▸ Given request: Count the lines containing "index". Give the number alone.

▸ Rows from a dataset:
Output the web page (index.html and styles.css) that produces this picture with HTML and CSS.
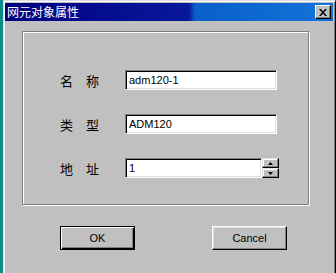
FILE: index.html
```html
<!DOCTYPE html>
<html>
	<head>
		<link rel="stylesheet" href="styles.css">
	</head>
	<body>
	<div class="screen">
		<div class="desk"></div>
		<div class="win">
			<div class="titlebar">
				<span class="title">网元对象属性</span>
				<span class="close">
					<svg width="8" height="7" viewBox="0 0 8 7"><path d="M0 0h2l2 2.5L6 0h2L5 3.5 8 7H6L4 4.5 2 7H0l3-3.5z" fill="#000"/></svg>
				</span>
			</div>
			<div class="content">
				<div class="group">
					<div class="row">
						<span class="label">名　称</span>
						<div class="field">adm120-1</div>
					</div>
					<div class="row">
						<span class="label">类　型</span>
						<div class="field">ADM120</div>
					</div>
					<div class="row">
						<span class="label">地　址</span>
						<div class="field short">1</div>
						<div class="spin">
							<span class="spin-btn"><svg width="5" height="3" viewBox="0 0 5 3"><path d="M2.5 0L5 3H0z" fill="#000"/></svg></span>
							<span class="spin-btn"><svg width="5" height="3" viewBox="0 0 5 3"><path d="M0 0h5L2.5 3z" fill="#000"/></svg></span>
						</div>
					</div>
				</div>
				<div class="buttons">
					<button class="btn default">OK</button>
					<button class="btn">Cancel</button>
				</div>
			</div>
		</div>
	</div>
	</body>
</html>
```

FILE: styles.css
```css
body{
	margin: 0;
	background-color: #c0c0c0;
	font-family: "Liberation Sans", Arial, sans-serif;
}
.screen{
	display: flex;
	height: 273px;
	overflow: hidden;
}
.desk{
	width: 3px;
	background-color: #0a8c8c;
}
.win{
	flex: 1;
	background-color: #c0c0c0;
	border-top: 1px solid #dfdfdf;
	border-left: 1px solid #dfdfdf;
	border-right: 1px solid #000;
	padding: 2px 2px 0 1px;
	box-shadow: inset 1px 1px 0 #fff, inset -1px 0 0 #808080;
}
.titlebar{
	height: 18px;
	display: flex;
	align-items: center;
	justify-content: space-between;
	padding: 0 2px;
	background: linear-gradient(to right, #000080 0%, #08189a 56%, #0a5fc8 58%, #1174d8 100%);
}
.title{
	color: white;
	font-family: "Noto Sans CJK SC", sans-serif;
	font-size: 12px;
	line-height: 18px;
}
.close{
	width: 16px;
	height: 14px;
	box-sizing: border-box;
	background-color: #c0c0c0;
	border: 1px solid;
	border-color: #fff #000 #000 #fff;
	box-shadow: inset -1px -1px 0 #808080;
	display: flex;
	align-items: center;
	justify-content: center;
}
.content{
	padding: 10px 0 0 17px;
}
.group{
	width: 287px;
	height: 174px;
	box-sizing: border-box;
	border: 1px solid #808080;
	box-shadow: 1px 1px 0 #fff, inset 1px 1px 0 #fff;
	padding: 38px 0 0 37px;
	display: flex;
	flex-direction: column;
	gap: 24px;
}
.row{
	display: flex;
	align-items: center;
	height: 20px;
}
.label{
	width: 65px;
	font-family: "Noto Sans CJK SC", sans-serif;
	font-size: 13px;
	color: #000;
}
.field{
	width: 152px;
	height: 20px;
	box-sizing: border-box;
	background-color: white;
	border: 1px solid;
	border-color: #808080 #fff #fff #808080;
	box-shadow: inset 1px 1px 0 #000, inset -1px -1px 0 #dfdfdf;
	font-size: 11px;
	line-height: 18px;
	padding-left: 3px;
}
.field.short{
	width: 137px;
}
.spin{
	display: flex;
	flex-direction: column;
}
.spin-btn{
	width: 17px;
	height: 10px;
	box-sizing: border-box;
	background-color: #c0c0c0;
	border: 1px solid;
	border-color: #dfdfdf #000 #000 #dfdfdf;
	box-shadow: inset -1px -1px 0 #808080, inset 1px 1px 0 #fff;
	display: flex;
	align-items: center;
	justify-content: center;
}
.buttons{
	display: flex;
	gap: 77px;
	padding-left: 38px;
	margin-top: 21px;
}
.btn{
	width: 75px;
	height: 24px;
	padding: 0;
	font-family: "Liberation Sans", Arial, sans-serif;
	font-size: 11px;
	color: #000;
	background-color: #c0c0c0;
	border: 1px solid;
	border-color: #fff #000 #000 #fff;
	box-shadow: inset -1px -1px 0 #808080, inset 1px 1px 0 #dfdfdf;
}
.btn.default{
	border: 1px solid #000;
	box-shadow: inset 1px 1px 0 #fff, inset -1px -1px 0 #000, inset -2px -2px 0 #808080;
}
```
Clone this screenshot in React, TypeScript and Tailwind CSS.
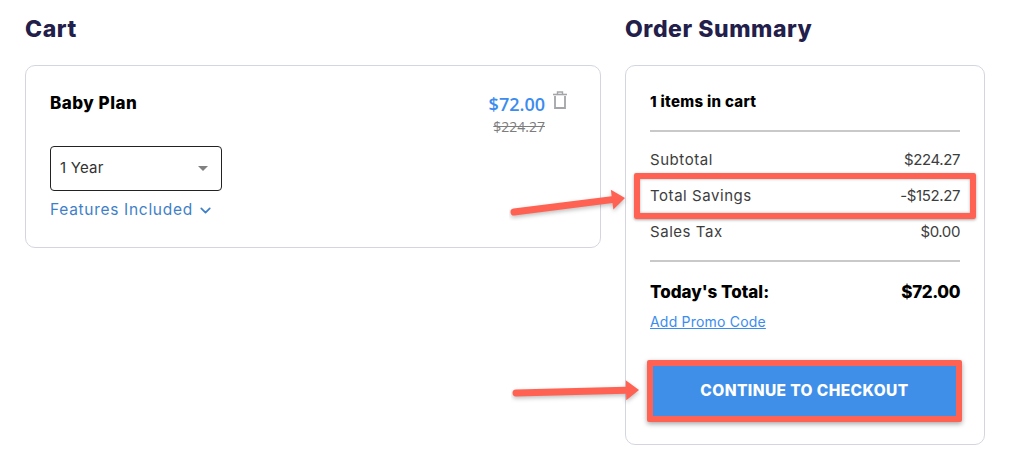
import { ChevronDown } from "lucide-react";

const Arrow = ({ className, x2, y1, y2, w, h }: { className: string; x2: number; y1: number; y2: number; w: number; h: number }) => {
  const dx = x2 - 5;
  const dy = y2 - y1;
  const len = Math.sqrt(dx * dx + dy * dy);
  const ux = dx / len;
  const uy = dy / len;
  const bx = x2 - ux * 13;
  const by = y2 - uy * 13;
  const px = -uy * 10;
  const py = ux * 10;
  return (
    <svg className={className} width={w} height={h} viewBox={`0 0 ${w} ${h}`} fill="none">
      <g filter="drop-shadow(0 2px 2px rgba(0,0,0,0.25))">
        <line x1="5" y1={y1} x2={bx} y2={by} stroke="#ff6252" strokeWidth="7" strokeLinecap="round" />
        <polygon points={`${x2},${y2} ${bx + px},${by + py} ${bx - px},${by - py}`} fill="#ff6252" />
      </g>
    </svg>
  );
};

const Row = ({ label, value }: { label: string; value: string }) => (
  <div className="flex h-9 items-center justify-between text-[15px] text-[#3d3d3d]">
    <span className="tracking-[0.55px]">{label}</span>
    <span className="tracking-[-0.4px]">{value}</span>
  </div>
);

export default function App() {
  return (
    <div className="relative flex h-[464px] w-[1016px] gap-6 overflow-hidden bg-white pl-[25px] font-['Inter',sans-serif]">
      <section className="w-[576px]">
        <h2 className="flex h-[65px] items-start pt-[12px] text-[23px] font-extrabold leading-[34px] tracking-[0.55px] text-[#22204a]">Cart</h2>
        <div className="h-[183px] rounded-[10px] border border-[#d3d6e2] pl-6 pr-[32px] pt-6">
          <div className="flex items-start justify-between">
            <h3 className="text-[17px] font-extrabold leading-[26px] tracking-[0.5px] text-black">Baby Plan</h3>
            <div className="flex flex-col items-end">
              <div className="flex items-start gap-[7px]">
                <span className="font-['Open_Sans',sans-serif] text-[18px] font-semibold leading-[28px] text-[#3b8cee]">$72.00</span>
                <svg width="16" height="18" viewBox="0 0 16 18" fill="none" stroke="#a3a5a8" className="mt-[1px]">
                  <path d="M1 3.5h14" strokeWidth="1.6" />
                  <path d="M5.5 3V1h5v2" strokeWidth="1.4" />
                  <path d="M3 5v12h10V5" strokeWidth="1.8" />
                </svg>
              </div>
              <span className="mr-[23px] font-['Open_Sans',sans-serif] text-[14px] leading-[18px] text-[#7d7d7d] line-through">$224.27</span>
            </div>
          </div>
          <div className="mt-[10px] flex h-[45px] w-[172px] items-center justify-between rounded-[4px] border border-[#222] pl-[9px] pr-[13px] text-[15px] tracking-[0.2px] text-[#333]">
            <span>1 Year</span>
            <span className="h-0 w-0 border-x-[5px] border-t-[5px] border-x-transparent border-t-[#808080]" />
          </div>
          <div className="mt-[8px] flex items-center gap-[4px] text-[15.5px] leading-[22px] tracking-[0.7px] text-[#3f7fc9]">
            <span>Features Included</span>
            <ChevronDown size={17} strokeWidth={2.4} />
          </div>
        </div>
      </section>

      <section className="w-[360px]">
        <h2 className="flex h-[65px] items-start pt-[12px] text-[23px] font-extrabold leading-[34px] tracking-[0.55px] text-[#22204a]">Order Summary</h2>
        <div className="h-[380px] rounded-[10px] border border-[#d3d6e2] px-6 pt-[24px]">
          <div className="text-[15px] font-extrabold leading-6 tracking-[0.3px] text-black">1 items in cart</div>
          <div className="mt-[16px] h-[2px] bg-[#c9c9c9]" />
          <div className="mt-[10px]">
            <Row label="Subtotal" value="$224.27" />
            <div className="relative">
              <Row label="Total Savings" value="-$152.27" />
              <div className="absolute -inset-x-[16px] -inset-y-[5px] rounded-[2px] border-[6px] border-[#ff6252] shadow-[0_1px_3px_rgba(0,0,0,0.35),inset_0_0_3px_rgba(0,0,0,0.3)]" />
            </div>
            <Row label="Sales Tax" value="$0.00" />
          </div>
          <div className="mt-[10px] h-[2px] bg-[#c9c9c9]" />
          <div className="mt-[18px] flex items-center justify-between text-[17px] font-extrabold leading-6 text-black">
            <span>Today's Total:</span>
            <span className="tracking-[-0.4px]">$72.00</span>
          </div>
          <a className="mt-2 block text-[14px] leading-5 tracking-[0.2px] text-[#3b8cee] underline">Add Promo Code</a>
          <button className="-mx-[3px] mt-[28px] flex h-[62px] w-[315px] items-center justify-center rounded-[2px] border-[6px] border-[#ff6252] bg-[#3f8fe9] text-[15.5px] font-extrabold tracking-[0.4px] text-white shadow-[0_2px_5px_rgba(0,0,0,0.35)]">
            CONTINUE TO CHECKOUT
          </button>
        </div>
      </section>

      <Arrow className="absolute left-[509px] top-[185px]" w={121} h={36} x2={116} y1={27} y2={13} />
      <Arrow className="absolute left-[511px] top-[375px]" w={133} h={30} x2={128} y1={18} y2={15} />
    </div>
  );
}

▸ Result of this exercise: 2